---------- Data provided

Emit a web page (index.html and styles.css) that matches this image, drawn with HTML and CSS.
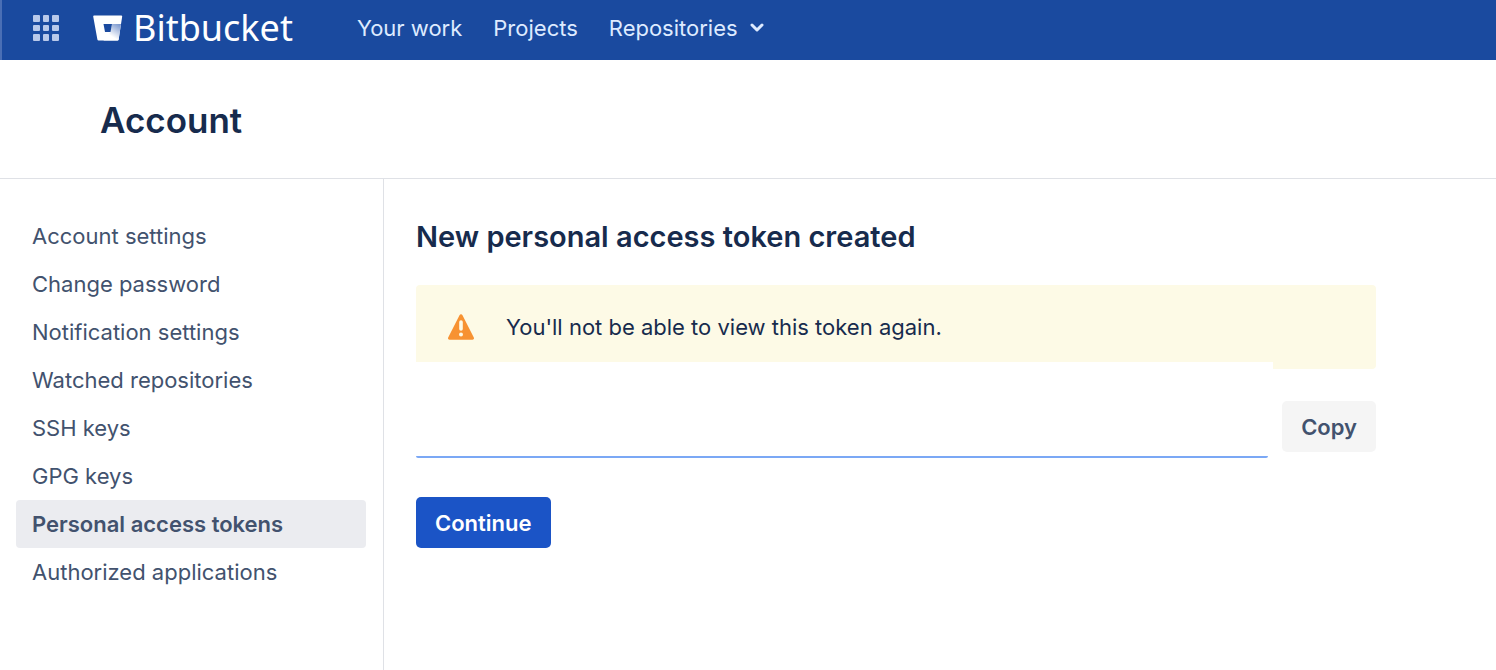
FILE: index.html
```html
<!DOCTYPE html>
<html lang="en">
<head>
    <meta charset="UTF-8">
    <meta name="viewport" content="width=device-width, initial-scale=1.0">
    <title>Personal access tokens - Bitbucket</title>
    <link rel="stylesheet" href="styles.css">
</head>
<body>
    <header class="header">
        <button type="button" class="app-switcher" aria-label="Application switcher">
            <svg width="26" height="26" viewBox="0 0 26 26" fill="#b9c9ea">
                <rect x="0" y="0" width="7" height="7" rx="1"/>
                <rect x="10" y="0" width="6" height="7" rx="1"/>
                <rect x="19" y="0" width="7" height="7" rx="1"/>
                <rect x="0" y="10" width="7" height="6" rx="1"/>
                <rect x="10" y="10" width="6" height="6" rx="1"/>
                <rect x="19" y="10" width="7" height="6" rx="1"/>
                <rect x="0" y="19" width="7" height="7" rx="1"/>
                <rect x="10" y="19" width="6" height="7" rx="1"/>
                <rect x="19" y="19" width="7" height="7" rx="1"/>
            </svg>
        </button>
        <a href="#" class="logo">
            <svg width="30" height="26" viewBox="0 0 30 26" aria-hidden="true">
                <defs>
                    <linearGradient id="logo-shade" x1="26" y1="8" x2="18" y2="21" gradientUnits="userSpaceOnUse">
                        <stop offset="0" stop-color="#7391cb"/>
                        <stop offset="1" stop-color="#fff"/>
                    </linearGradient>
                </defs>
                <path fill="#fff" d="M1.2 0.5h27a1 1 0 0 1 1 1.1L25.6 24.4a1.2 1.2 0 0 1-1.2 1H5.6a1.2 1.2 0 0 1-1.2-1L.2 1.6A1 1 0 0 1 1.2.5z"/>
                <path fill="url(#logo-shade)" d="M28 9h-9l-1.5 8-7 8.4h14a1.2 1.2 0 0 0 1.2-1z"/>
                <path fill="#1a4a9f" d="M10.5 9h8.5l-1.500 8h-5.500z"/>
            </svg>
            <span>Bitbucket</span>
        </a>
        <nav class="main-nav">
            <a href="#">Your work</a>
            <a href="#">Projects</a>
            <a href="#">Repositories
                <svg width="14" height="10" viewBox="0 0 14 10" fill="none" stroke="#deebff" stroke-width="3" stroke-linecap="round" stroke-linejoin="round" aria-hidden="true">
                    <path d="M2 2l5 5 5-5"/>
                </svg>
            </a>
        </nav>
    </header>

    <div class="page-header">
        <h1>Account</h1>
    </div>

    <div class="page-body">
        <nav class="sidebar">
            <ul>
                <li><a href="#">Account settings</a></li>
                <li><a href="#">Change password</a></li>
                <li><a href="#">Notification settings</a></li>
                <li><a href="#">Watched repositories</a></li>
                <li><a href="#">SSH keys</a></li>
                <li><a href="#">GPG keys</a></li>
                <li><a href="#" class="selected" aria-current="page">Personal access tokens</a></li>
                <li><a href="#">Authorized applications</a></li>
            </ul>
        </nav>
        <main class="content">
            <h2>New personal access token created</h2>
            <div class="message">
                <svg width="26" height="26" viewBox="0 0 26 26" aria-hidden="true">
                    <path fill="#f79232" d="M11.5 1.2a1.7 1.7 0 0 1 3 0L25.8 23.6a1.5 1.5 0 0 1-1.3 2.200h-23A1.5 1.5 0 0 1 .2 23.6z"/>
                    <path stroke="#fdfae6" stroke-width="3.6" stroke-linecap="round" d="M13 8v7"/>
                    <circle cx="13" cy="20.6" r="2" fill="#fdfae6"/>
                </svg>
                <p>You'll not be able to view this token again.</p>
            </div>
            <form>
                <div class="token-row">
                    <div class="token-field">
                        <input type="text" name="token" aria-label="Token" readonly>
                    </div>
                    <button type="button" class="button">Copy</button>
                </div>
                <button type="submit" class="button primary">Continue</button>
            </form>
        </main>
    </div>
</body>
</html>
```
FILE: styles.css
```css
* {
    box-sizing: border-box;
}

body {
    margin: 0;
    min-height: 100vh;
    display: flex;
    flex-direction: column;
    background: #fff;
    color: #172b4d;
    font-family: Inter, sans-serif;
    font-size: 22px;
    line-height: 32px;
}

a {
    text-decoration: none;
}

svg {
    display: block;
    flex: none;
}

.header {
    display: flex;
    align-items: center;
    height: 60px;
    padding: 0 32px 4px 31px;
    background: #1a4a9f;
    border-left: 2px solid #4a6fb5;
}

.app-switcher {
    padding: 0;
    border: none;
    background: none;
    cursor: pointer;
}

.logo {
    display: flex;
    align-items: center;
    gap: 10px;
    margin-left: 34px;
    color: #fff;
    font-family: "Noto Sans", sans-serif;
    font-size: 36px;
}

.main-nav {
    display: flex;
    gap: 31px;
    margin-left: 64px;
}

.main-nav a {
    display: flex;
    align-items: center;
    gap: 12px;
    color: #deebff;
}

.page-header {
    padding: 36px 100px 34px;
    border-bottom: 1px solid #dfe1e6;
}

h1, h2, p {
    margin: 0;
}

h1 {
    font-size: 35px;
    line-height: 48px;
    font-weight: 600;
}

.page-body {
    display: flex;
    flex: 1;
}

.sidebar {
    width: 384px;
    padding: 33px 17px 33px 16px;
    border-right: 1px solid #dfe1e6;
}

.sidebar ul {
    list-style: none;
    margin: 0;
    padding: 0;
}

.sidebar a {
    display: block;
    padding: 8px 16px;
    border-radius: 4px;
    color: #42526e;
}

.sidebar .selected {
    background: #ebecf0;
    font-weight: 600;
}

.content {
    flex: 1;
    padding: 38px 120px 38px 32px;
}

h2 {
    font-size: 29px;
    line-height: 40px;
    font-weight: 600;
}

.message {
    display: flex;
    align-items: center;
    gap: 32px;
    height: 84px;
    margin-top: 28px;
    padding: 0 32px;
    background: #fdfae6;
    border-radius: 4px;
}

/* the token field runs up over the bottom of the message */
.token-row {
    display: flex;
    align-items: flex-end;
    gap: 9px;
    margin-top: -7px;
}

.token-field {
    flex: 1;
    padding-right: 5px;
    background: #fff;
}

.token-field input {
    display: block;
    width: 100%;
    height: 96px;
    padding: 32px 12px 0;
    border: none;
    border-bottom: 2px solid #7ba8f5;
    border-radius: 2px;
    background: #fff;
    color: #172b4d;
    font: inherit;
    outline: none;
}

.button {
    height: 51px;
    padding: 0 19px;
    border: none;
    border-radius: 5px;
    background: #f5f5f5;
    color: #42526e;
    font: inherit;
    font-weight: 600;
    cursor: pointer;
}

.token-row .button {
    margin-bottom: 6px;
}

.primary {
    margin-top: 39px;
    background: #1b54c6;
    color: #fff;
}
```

--------------------

#### [Task]
Repeat the listing above exactly, with no pictures.

#### [Task output]
Emit a web page (index.html and styles.css) that matches this image, drawn with HTML and CSS.
FILE: index.html
```html
<!DOCTYPE html>
<html lang="en">
<head>
    <meta charset="UTF-8">
    <meta name="viewport" content="width=device-width, initial-scale=1.0">
    <title>Personal access tokens - Bitbucket</title>
    <link rel="stylesheet" href="styles.css">
</head>
<body>
    <header class="header">
        <button type="button" class="app-switcher" aria-label="Application switcher">
            <svg width="26" height="26" viewBox="0 0 26 26" fill="#b9c9ea">
                <rect x="0" y="0" width="7" height="7" rx="1"/>
                <rect x="10" y="0" width="6" height="7" rx="1"/>
                <rect x="19" y="0" width="7" height="7" rx="1"/>
                <rect x="0" y="10" width="7" height="6" rx="1"/>
                <rect x="10" y="10" width="6" height="6" rx="1"/>
                <rect x="19" y="10" width="7" height="6" rx="1"/>
                <rect x="0" y="19" width="7" height="7" rx="1"/>
                <rect x="10" y="19" width="6" height="7" rx="1"/>
                <rect x="19" y="19" width="7" height="7" rx="1"/>
            </svg>
        </button>
        <a href="#" class="logo">
            <svg width="30" height="26" viewBox="0 0 30 26" aria-hidden="true">
                <defs>
                    <linearGradient id="logo-shade" x1="26" y1="8" x2="18" y2="21" gradientUnits="userSpaceOnUse">
                        <stop offset="0" stop-color="#7391cb"/>
                        <stop offset="1" stop-color="#fff"/>
                    </linearGradient>
                </defs>
                <path fill="#fff" d="M1.2 0.5h27a1 1 0 0 1 1 1.1L25.6 24.4a1.2 1.2 0 0 1-1.2 1H5.6a1.2 1.2 0 0 1-1.2-1L.2 1.6A1 1 0 0 1 1.2.5z"/>
                <path fill="url(#logo-shade)" d="M28 9h-9l-1.5 8-7 8.4h14a1.2 1.2 0 0 0 1.2-1z"/>
                <path fill="#1a4a9f" d="M10.5 9h8.5l-1.500 8h-5.500z"/>
            </svg>
            <span>Bitbucket</span>
        </a>
        <nav class="main-nav">
            <a href="#">Your work</a>
            <a href="#">Projects</a>
            <a href="#">Repositories
                <svg width="14" height="10" viewBox="0 0 14 10" fill="none" stroke="#deebff" stroke-width="3" stroke-linecap="round" stroke-linejoin="round" aria-hidden="true">
                    <path d="M2 2l5 5 5-5"/>
                </svg>
            </a>
        </nav>
    </header>

    <div class="page-header">
        <h1>Account</h1>
    </div>

    <div class="page-body">
        <nav class="sidebar">
            <ul>
                <li><a href="#">Account settings</a></li>
                <li><a href="#">Change password</a></li>
                <li><a href="#">Notification settings</a></li>
                <li><a href="#">Watched repositories</a></li>
                <li><a href="#">SSH keys</a></li>
                <li><a href="#">GPG keys</a></li>
                <li><a href="#" class="selected" aria-current="page">Personal access tokens</a></li>
                <li><a href="#">Authorized applications</a></li>
            </ul>
        </nav>
        <main class="content">
            <h2>New personal access token created</h2>
            <div class="message">
                <svg width="26" height="26" viewBox="0 0 26 26" aria-hidden="true">
                    <path fill="#f79232" d="M11.5 1.2a1.7 1.7 0 0 1 3 0L25.8 23.6a1.5 1.5 0 0 1-1.3 2.200h-23A1.5 1.5 0 0 1 .2 23.6z"/>
                    <path stroke="#fdfae6" stroke-width="3.6" stroke-linecap="round" d="M13 8v7"/>
                    <circle cx="13" cy="20.6" r="2" fill="#fdfae6"/>
                </svg>
                <p>You'll not be able to view this token again.</p>
            </div>
            <form>
                <div class="token-row">
                    <div class="token-field">
                        <input type="text" name="token" aria-label="Token" readonly>
                    </div>
                    <button type="button" class="button">Copy</button>
                </div>
                <button type="submit" class="button primary">Continue</button>
            </form>
        </main>
    </div>
</body>
</html>
```
FILE: styles.css
```css
* {
    box-sizing: border-box;
}

body {
    margin: 0;
    min-height: 100vh;
    display: flex;
    flex-direction: column;
    background: #fff;
    color: #172b4d;
    font-family: Inter, sans-serif;
    font-size: 22px;
    line-height: 32px;
}

a {
    text-decoration: none;
}

svg {
    display: block;
    flex: none;
}

.header {
    display: flex;
    align-items: center;
    height: 60px;
    padding: 0 32px 4px 31px;
    background: #1a4a9f;
    border-left: 2px solid #4a6fb5;
}

.app-switcher {
    padding: 0;
    border: none;
    background: none;
    cursor: pointer;
}

.logo {
    display: flex;
    align-items: center;
    gap: 10px;
    margin-left: 34px;
    color: #fff;
    font-family: "Noto Sans", sans-serif;
    font-size: 36px;
}

.main-nav {
    display: flex;
    gap: 31px;
    margin-left: 64px;
}

.main-nav a {
    display: flex;
    align-items: center;
    gap: 12px;
    color: #deebff;
}

.page-header {
    padding: 36px 100px 34px;
    border-bottom: 1px solid #dfe1e6;
}

h1, h2, p {
    margin: 0;
}

h1 {
    font-size: 35px;
    line-height: 48px;
    font-weight: 600;
}

.page-body {
    display: flex;
    flex: 1;
}

.sidebar {
    width: 384px;
    padding: 33px 17px 33px 16px;
    border-right: 1px solid #dfe1e6;
}

.sidebar ul {
    list-style: none;
    margin: 0;
    padding: 0;
}

.sidebar a {
    display: block;
    padding: 8px 16px;
    border-radius: 4px;
    color: #42526e;
}

.sidebar .selected {
    background: #ebecf0;
    font-weight: 600;
}

.content {
    flex: 1;
    padding: 38px 120px 38px 32px;
}

h2 {
    font-size: 29px;
    line-height: 40px;
    font-weight: 600;
}

.message {
    display: flex;
    align-items: center;
    gap: 32px;
    height: 84px;
    margin-top: 28px;
    padding: 0 32px;
    background: #fdfae6;
    border-radius: 4px;
}

/* the token field runs up over the bottom of the message */
.token-row {
    display: flex;
    align-items: flex-end;
    gap: 9px;
    margin-top: -7px;
}

.token-field {
    flex: 1;
    padding-right: 5px;
    background: #fff;
}

.token-field input {
    display: block;
    width: 100%;
    height: 96px;
    padding: 32px 12px 0;
    border: none;
    border-bottom: 2px solid #7ba8f5;
    border-radius: 2px;
    background: #fff;
    color: #172b4d;
    font: inherit;
    outline: none;
}

.button {
    height: 51px;
    padding: 0 19px;
    border: none;
    border-radius: 5px;
    background: #f5f5f5;
    color: #42526e;
    font: inherit;
    font-weight: 600;
    cursor: pointer;
}

.token-row .button {
    margin-bottom: 6px;
}

.primary {
    margin-top: 39px;
    background: #1b54c6;
    color: #fff;
}
```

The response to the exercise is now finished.